Colombia’s FDN expects foreign lenders to step up for 4G

The chief executive of Colombian development bank Financiera de Desarrollo Nacional (FDN) says he expects international lenders to provide a larger chunk of funding for the country’s flagship fourth generation (4G) road-building programme as local lenders recover from the Odebrecht scandal.

  • By Oliver West
  • 25 Mar 2018
Email a colleague
Request a PDF

Clemente del Valle, CEO of FDN, said that a dampening in local bank appetite had led the development bank to “very actively trigger alternative sources” of financing.

As part of this, FDN announced on March 23 a $200m-equivalent peso-denominated loan to the Inter-American Development Bank (IADB), which will enable the multilateral to lend to Colombian infrastructure projects in local currency.

It was the first loan signed under FDN’s peso funding line, and del Valle told GlobalMarkets that a Ps250bn ($87.8m) loan to Spain’s ICO (Instituto de Crédito Oficial) would be signed within two or three weeks. 

Discussions with South American development bank CAF over a potential $100m-equivalent loan are also “very advanced”, said the CEO, with four to five other commercial banks also in discussions.

Finding peso-denominated funding for the 4G programme, which in total requires $19bn of financing including around $14.5bn in debt, has been FDN’s main challenge, according to del Valle. 

“We need more pesos for the projects, but most of our international sources of funding have dollars and not pesos,” said the CEO. “We’ve been working on new products to respond to that.”

Given the small number of players in Colombia’s local bank market, FDN — which was founded to catalyse investment in infrastructure in the country — always knew that it would need to look abroad to finance the projects. 

But that need became more pressing in 2017 when disgraced Brazilian construction firm Odebrecht was ordered to transfer its Ruta del Sol road concession to the National Infrastructure Agency.
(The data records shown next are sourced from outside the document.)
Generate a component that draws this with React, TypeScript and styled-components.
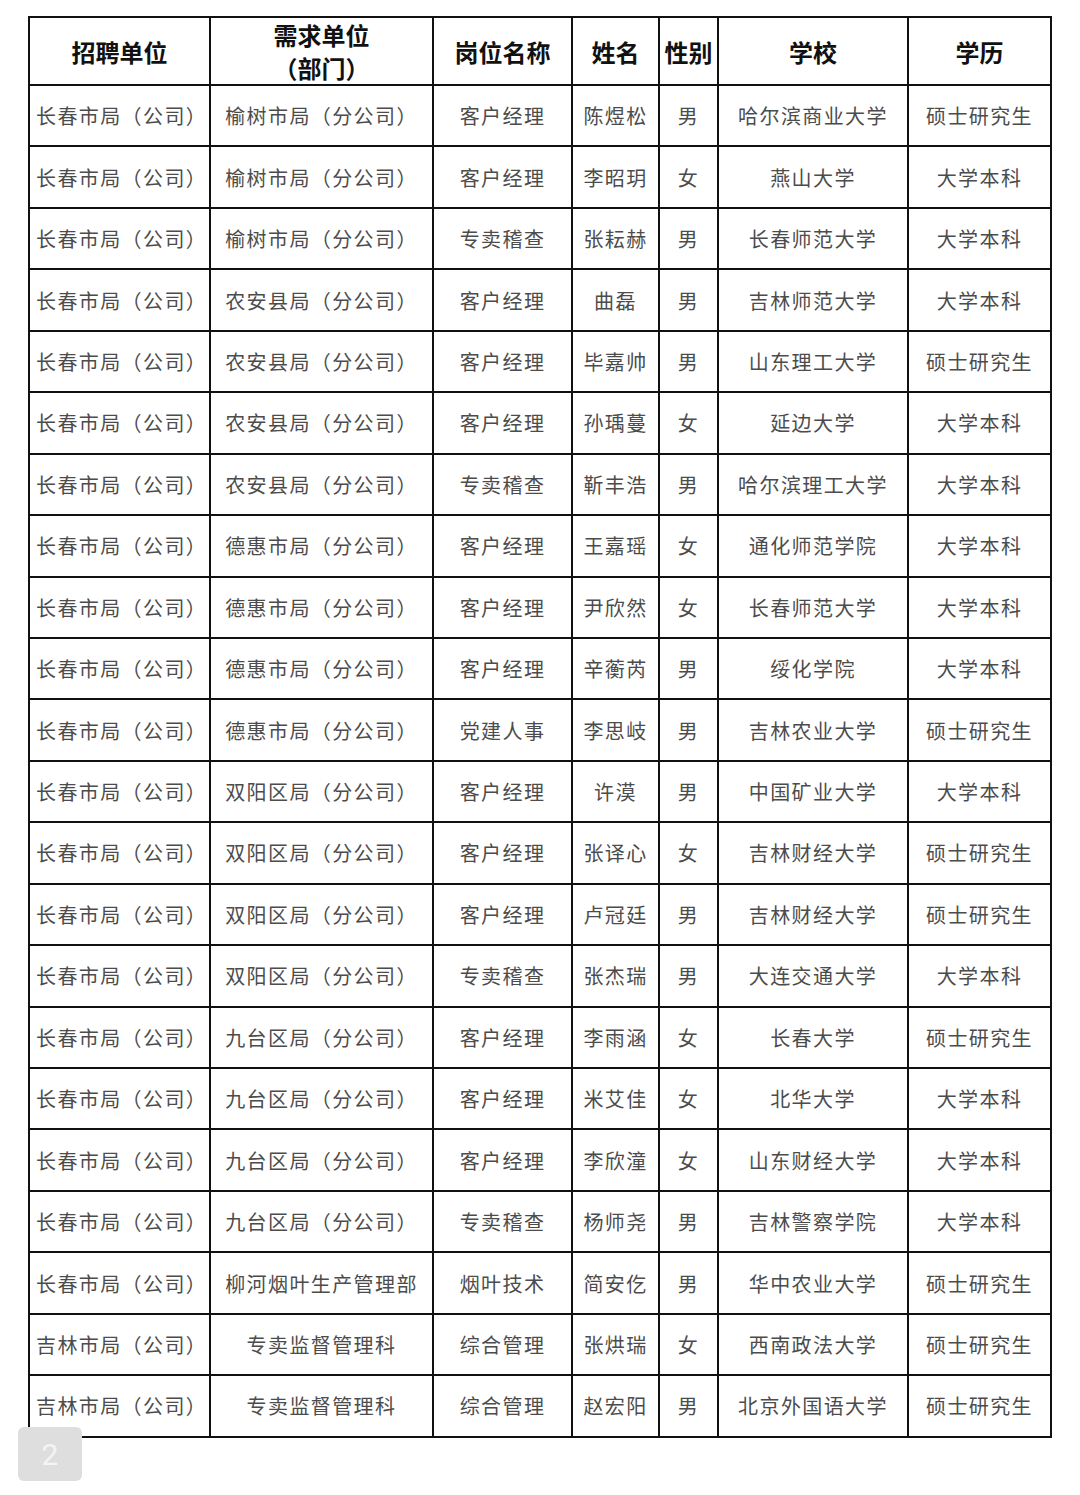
import styled, { createGlobalStyle } from "styled-components";

const GlobalStyle = createGlobalStyle`
  html, body {
    margin: 0;
    padding: 0;
    background: #ffffff;
  }
  body {
    font-family: "Noto Sans CJK SC", "Noto Sans", sans-serif;
  }
`;

const Page = styled.div`
  position: relative;
  width: 1080px;
  height: 1495px;
  padding: 16px 0 0 28px;
  box-sizing: border-box;
  background: #ffffff;
`;

const Table = styled.table`
  border-collapse: collapse;
  table-layout: fixed;
`;

const HeadCell = styled.th<{ $w: number }>`
  width: ${(p) => p.$w - 2}px;
  height: 66px;
  border: 2px solid #111;
  padding: 0;
  font-size: 24px;
  font-weight: 700;
  color: #111;
  line-height: 33px;
  text-align: center;
  white-space: nowrap;
`;

const Cell = styled.td<{ $left?: boolean }>`
  height: 59.45px;
  border: 2px solid #111;
  padding: ${(p) => (p.$left ? "0 0 0 6px" : "0")};
  font-size: 20px;
  font-weight: 400;
  color: #4c4c4c;
  letter-spacing: 1.4px;
  text-align: ${(p) => (p.$left ? "left" : "center")};
  white-space: nowrap;
`;

const PageBadge = styled.div`
  position: absolute;
  left: 18px;
  top: 1427px;
  width: 64px;
  height: 54px;
  border-radius: 6px;
  background: #dedede;
  color: #f4f4f4;
  font-family: "Roboto", "Noto Sans", sans-serif;
  font-size: 30px;
  display: flex;
  align-items: center;
  justify-content: center;
`;

const columns: { label: React.ReactNode; w: number }[] = [
  { label: "招聘单位", w: 181 },
  {
    label: (
      <>
        需求单位
        <br />
        （部门）
      </>
    ),
    w: 223,
  },
  { label: "岗位名称", w: 139 },
  { label: "姓名", w: 87 },
  { label: "性别", w: 59 },
  { label: "学校", w: 190 },
  { label: "学历", w: 143 },
];

const rows = [
  ["长春市局（公司）", "榆树市局（分公司）", "客户经理", "陈煜松", "男", "哈尔滨商业大学", "硕士研究生"],
  ["长春市局（公司）", "榆树市局（分公司）", "客户经理", "李昭玥", "女", "燕山大学", "大学本科"],
  ["长春市局（公司）", "榆树市局（分公司）", "专卖稽查", "张耘赫", "男", "长春师范大学", "大学本科"],
  ["长春市局（公司）", "农安县局（分公司）", "客户经理", "曲磊", "男", "吉林师范大学", "大学本科"],
  ["长春市局（公司）", "农安县局（分公司）", "客户经理", "毕嘉帅", "男", "山东理工大学", "硕士研究生"],
  ["长春市局（公司）", "农安县局（分公司）", "客户经理", "孙瑀蔓", "女", "延边大学", "大学本科"],
  ["长春市局（公司）", "农安县局（分公司）", "专卖稽查", "靳丰浩", "男", "哈尔滨理工大学", "大学本科"],
  ["长春市局（公司）", "德惠市局（分公司）", "客户经理", "王嘉瑶", "女", "通化师范学院", "大学本科"],
  ["长春市局（公司）", "德惠市局（分公司）", "客户经理", "尹欣然", "女", "长春师范大学", "大学本科"],
  ["长春市局（公司）", "德惠市局（分公司）", "客户经理", "辛蘅芮", "男", "绥化学院", "大学本科"],
  ["长春市局（公司）", "德惠市局（分公司）", "党建人事", "李思岐", "男", "吉林农业大学", "硕士研究生"],
  ["长春市局（公司）", "双阳区局（分公司）", "客户经理", "许漠", "男", "中国矿业大学", "大学本科"],
  ["长春市局（公司）", "双阳区局（分公司）", "客户经理", "张译心", "女", "吉林财经大学", "硕士研究生"],
  ["长春市局（公司）", "双阳区局（分公司）", "客户经理", "卢冠廷", "男", "吉林财经大学", "硕士研究生"],
  ["长春市局（公司）", "双阳区局（分公司）", "专卖稽查", "张杰瑞", "男", "大连交通大学", "大学本科"],
  ["长春市局（公司）", "九台区局（分公司）", "客户经理", "李雨涵", "女", "长春大学", "硕士研究生"],
  ["长春市局（公司）", "九台区局（分公司）", "客户经理", "米艾佳", "女", "北华大学", "大学本科"],
  ["长春市局（公司）", "九台区局（分公司）", "客户经理", "李欣潼", "女", "山东财经大学", "大学本科"],
  ["长春市局（公司）", "九台区局（分公司）", "专卖稽查", "杨师尧", "男", "吉林警察学院", "大学本科"],
  ["长春市局（公司）", "柳河烟叶生产管理部", "烟叶技术", "简安仡", "男", "华中农业大学", "硕士研究生"],
  ["吉林市局（公司）", "专卖监督管理科", "综合管理", "张烘瑞", "女", "西南政法大学", "硕士研究生"],
  ["吉林市局（公司）", "专卖监督管理科", "综合管理", "赵宏阳", "男", "北京外国语大学", "硕士研究生"],
];

const App = () => {
  return (
    <Page>
      <GlobalStyle />
      <Table>
        <thead>
          <tr>
            {columns.map((c, i) => (
              <HeadCell key={i} $w={c.w}>
                {c.label}
              </HeadCell>
            ))}
          </tr>
        </thead>
        <tbody>
          {rows.map((row, r) => (
            <tr key={r}>
              {row.map((v, i) => (
                <Cell key={i} $left={i === 0}>
                  {v}
                </Cell>
              ))}
            </tr>
          ))}
        </tbody>
      </Table>
      <PageBadge>2</PageBadge>
    </Page>
  );
};

export default App;
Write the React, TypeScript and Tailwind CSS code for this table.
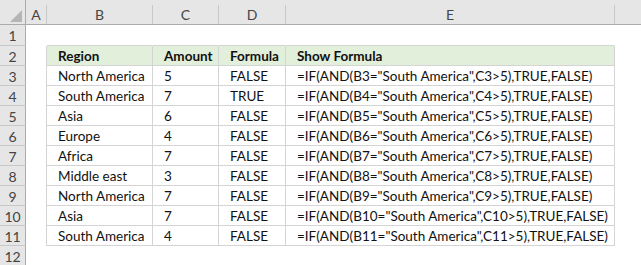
import React from 'react';

const rows: [string, string, string][] = [
  ['North America', '5', 'FALSE'],
  ['South America', '7', 'TRUE'],
  ['Asia', '6', 'FALSE'],
  ['Europe', '4', 'FALSE'],
  ['Africa', '7', 'FALSE'],
  ['Middle east', '3', 'FALSE'],
  ['North America', '7', 'FALSE'],
  ['Asia', '7', 'FALSE'],
  ['South America', '4', 'FALSE'],
];

const font = { fontFamily: 'Lato, "Liberation Sans", sans-serif' };

const ColHead: React.FC<{ label: string; w: string }> = ({ label, w }) => (
  <div className={`${w} flex shrink-0`}>
    <div className="flex-1 flex items-center justify-center text-[14px] text-[#444] pt-[5px]">{label}</div>
    <div className="w-px h-[19px] self-end bg-[#c8c8c8]"></div>
  </div>
);

const Cell: React.FC<{ w: string; line: boolean; bottom: boolean; head?: boolean; children?: React.ReactNode }> = ({
  w,
  line,
  bottom,
  head,
  children,
}) => (
  <div
    className={`${w} shrink-0 flex items-center pl-[11px] pt-[1px] border-r border-b whitespace-nowrap text-[13.5px] text-[#111] ${
      line ? 'border-r-[#d4d4d4]' : 'border-r-white'
    } ${bottom ? 'border-b-[#d4d4d4]' : 'border-b-white'} ${head ? 'bg-[#e2efda] font-bold' : ''}`}
  >
    {children}
  </div>
);

export default function App() {
  const lines = Array.from({ length: 12 }, (_, i) => i + 1);
  return (
    <div className="w-[641px] h-[265px] overflow-hidden bg-white flex flex-col" style={font}>
      <div className="h-[25px] flex shrink-0 bg-[#e6e6e6] border-b border-[#ababab]">
        <div className="w-[26px] shrink-0 flex border-r border-[#ababab]">
          <svg width="25" height="24" viewBox="0 0 25 24">
            <polygon points="10,22 22,22 22,10" fill="#b5b5b5" />
          </svg>
        </div>
        <ColHead label="A" w="w-[21px]" />
        <ColHead label="B" w="w-[106px]" />
        <ColHead label="C" w="w-[66px]" />
        <ColHead label="D" w="w-[67px]" />
        <ColHead label="E" w="w-[329px]" />
        <div className="flex-1"></div>
      </div>
      {lines.map((n) => {
        const inTable = n >= 2 && n <= 11;
        const bottom = n >= 1 && n <= 11;
        const data = n >= 3 && n <= 11 ? rows[n - 3] : null;
        return (
          <div key={n} className={`${n === 1 ? 'h-[21px]' : 'h-[20px]'} flex shrink-0`}>
            <div className="w-[26px] shrink-0 flex items-center justify-center bg-[#e6e6e6] border-r border-r-[#ababab] border-b border-b-[#c8c8c8] text-[14px] text-[#444] pt-[1px]">
              {n}
            </div>
            <div className={`w-[21px] shrink-0 border-r ${inTable ? 'border-r-[#d4d4d4]' : 'border-r-white'}`}></div>
            <Cell w="w-[106px]" line={inTable} bottom={bottom} head={n === 2}>
              {n === 2 ? 'Region' : data?.[0]}
            </Cell>
            <Cell w="w-[66px]" line={inTable} bottom={bottom} head={n === 2}>
              {n === 2 ? 'Amount' : data?.[1]}
            </Cell>
            <Cell w="w-[67px]" line={inTable} bottom={bottom} head={n === 2}>
              {n === 2 ? 'Formula' : data?.[2]}
            </Cell>
            <Cell w="w-[329px]" line={inTable} bottom={bottom} head={n === 2}>
              {n === 2 ? 'Show Formula' : data ? `=IF(AND(B${n}="South America",C${n}>5),TRUE,FALSE)` : null}
            </Cell>
            <div className="flex-1"></div>
          </div>
        );
      })}
    </div>
  );
}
Odebrecht is alleged to have paid bribes to win the contract.

Colombian banks had lent around $800m to Ruta del Sol, part of the previous “third generation” group of road projects. With construction stalled and uncertainty lingering as to whether they will be repaid, these banks have expressed concerns that they will “not have the same level of appetite” until the situation is resolved, said del Valle.

“Unlike the 4G projects, Ruta del Sol was more of a corporate finance deal than a project finance deal, and was based on the name and quality of the sponsors rather than the credit,” said del Valle. “The loan was very badly protected. We’ve been telling the banks that they cannot punish a good programme like 4G because of the problems in the past, though I understand their perspective.”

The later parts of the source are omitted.